TASK DESCRIPTION: Print exactly the lines running from the one that holds "Reproduce this screenshot" through the one that holds "string; value?: string;", please, and leave the pictures out.

DATA FOR PROCESSING:
- - - - - - -

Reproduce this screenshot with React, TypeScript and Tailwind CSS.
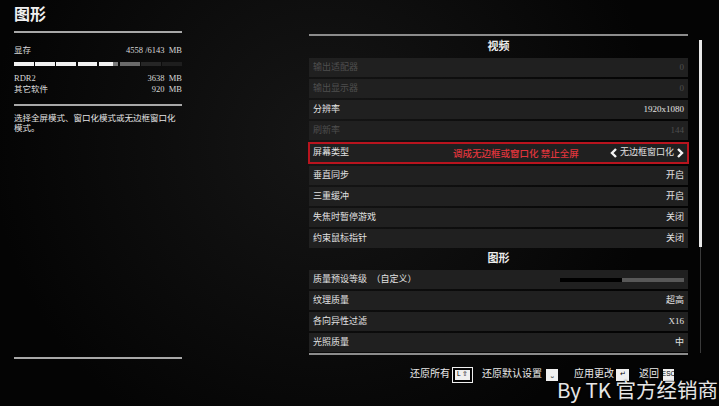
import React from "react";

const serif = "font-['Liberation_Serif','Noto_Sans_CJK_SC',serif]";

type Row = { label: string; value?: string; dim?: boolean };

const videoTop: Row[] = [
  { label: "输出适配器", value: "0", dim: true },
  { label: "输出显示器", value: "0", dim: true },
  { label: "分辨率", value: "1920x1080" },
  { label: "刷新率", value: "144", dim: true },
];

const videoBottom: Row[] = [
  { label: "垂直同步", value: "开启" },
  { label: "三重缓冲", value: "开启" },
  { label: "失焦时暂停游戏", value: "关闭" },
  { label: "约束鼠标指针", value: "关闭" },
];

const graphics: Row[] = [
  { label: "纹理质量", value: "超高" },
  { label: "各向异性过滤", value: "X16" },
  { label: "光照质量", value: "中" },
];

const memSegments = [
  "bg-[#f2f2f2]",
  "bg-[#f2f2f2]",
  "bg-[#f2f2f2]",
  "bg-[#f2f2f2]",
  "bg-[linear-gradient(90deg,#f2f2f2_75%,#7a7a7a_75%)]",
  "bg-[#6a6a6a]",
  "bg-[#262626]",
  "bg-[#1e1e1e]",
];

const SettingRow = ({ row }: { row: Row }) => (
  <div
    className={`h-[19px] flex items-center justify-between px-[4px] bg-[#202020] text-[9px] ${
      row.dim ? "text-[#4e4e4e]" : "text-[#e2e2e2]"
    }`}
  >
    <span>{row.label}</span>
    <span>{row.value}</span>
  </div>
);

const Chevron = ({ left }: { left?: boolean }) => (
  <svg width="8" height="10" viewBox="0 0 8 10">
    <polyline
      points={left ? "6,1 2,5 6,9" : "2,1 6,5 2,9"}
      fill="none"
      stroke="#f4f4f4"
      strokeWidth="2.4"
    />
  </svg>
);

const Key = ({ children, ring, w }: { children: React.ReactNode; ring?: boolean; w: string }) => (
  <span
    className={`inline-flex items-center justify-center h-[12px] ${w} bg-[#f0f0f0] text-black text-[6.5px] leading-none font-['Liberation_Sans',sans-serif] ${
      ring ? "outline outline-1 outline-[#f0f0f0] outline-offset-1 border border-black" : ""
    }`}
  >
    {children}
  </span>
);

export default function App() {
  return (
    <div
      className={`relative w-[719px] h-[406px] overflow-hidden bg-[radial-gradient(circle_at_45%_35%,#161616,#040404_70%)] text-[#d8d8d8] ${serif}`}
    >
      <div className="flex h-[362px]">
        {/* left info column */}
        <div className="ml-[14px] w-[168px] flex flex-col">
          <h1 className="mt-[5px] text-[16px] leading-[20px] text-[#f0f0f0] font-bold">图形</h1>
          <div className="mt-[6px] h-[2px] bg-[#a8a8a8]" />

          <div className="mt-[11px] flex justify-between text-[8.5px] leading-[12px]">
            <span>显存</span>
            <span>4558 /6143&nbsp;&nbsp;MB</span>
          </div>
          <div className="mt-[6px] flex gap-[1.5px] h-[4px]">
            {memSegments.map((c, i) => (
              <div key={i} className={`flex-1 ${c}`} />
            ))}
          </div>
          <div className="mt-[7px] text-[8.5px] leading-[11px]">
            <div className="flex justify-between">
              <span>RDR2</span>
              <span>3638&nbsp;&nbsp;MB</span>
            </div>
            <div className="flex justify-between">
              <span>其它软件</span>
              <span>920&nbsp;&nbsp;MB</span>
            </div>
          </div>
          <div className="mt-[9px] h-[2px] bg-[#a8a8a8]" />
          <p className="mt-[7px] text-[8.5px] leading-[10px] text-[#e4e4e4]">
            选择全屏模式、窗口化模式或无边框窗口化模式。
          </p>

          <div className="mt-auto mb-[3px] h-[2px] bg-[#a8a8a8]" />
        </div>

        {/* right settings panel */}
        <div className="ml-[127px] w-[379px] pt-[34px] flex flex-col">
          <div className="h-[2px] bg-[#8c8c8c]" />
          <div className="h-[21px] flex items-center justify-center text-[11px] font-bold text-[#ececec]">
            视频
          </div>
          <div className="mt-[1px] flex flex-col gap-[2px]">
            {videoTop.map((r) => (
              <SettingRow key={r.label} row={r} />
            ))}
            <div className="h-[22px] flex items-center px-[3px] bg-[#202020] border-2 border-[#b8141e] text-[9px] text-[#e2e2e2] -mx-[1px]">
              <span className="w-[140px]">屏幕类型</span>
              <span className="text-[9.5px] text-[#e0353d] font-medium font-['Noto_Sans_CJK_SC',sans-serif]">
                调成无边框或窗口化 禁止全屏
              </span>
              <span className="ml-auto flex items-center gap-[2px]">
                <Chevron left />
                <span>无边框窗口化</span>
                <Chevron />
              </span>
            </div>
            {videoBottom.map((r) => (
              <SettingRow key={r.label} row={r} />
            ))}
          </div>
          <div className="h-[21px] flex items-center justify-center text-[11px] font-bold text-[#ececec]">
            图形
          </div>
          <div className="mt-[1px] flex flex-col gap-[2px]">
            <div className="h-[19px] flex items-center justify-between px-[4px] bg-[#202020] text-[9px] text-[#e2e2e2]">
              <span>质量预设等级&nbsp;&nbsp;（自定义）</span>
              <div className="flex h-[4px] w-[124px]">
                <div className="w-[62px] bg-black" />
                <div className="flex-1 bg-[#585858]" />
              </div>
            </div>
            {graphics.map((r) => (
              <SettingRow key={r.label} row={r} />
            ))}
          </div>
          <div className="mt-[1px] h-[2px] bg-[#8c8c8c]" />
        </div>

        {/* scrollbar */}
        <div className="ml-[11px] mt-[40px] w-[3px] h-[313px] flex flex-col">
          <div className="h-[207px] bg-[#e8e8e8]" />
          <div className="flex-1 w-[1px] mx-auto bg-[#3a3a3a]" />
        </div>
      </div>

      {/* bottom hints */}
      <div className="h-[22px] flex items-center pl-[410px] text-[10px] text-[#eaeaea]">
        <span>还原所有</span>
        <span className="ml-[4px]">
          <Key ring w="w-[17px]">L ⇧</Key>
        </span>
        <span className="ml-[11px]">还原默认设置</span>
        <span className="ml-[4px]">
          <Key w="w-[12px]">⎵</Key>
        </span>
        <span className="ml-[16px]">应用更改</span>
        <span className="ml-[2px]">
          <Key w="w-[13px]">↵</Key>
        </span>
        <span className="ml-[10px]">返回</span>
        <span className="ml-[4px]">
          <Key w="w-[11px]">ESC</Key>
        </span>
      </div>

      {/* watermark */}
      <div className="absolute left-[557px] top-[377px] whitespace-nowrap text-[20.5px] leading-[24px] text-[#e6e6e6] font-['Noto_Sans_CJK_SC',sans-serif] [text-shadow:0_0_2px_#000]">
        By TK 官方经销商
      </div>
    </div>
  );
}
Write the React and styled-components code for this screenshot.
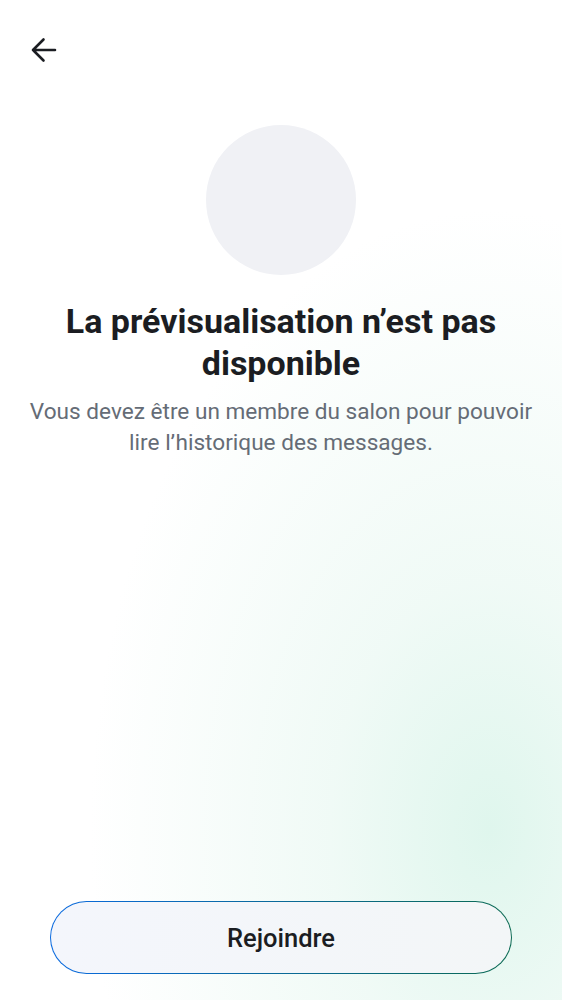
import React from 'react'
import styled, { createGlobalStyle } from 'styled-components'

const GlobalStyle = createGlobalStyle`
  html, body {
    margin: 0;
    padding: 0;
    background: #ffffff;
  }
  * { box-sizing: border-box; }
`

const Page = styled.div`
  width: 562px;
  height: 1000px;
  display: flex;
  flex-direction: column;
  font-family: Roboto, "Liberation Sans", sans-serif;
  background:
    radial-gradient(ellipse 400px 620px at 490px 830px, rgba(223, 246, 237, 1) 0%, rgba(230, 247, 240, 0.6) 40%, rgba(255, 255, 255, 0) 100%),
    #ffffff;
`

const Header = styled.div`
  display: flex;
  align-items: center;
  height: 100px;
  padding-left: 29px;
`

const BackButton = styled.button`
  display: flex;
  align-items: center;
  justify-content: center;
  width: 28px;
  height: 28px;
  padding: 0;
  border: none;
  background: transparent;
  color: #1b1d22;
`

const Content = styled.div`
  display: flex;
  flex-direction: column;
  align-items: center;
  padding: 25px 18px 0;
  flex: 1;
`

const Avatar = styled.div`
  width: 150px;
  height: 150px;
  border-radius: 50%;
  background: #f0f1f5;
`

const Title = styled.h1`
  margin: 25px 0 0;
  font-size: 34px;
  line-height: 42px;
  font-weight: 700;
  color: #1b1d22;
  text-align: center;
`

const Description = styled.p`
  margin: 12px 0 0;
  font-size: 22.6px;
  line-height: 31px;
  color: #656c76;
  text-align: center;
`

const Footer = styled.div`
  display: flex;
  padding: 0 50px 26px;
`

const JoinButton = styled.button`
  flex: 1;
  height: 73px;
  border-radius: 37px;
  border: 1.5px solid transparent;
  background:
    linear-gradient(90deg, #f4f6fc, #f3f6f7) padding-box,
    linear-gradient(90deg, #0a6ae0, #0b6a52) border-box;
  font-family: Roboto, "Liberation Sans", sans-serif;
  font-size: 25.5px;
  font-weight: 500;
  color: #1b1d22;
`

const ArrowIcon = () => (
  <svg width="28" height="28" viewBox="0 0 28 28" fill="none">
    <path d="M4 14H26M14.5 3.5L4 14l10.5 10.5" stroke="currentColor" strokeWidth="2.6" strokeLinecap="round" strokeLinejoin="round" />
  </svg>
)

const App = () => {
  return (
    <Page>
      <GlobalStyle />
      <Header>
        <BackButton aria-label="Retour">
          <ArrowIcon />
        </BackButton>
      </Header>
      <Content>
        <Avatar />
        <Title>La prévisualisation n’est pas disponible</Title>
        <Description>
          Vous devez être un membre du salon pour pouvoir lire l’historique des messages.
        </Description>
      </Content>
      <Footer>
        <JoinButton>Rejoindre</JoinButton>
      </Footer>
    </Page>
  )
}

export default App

- - - - - - -

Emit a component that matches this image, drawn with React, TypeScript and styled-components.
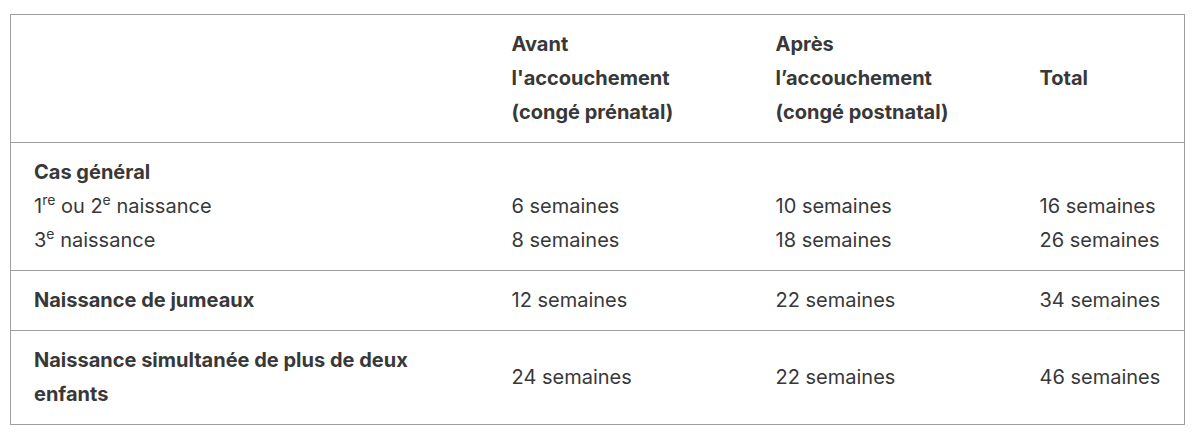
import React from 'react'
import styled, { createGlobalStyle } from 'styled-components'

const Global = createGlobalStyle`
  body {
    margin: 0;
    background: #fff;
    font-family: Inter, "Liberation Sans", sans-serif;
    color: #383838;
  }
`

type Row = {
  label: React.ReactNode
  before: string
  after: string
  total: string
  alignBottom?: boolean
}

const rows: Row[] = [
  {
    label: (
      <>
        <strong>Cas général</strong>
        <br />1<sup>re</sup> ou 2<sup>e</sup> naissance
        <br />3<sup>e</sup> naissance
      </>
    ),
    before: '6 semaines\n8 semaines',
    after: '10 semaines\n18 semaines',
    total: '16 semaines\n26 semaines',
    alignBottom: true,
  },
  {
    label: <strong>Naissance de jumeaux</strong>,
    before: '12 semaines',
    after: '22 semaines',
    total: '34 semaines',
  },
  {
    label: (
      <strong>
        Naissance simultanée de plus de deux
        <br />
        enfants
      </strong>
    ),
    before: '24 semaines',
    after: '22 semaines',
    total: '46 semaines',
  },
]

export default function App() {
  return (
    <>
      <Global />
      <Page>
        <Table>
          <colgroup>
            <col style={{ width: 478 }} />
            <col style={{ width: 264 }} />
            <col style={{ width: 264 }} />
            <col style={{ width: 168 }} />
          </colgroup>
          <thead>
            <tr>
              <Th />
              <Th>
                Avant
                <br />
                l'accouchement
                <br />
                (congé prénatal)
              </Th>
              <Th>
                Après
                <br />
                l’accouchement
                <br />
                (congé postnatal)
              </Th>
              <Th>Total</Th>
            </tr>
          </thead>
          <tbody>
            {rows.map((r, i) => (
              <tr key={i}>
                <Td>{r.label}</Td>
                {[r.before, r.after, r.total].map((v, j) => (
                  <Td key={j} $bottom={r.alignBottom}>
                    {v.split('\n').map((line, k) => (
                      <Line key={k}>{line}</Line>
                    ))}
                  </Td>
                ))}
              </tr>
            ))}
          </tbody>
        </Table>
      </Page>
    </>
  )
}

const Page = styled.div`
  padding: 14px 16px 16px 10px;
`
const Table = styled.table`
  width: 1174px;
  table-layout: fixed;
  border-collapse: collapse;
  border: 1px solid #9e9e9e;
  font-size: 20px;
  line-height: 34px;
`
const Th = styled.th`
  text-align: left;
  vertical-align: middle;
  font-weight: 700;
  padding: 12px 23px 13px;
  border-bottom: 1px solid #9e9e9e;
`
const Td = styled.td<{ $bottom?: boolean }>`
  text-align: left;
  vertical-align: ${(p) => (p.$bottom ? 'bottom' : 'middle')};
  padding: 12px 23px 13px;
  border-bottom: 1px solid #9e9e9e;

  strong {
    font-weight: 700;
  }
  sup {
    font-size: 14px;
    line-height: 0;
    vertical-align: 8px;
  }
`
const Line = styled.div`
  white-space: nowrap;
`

- - - - - - -

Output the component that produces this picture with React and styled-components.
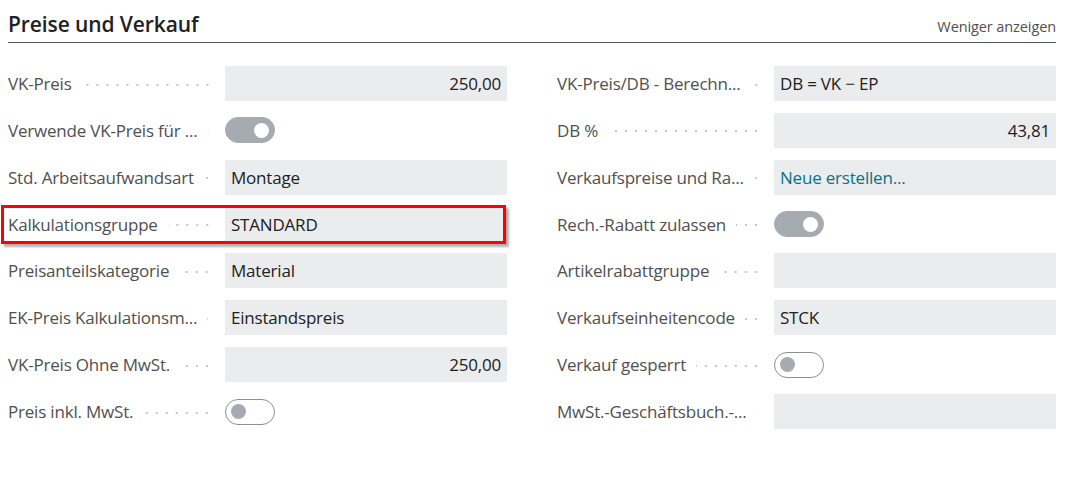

- - - - - - -

SOLVED PROBLEM:
Reproduce this screenshot with React, TypeScript and Tailwind CSS.
import React from "react";

const serif = "font-['Liberation_Serif','Noto_Sans_CJK_SC',serif]";

type Row = { label: string; value?: string; dim?: boolean };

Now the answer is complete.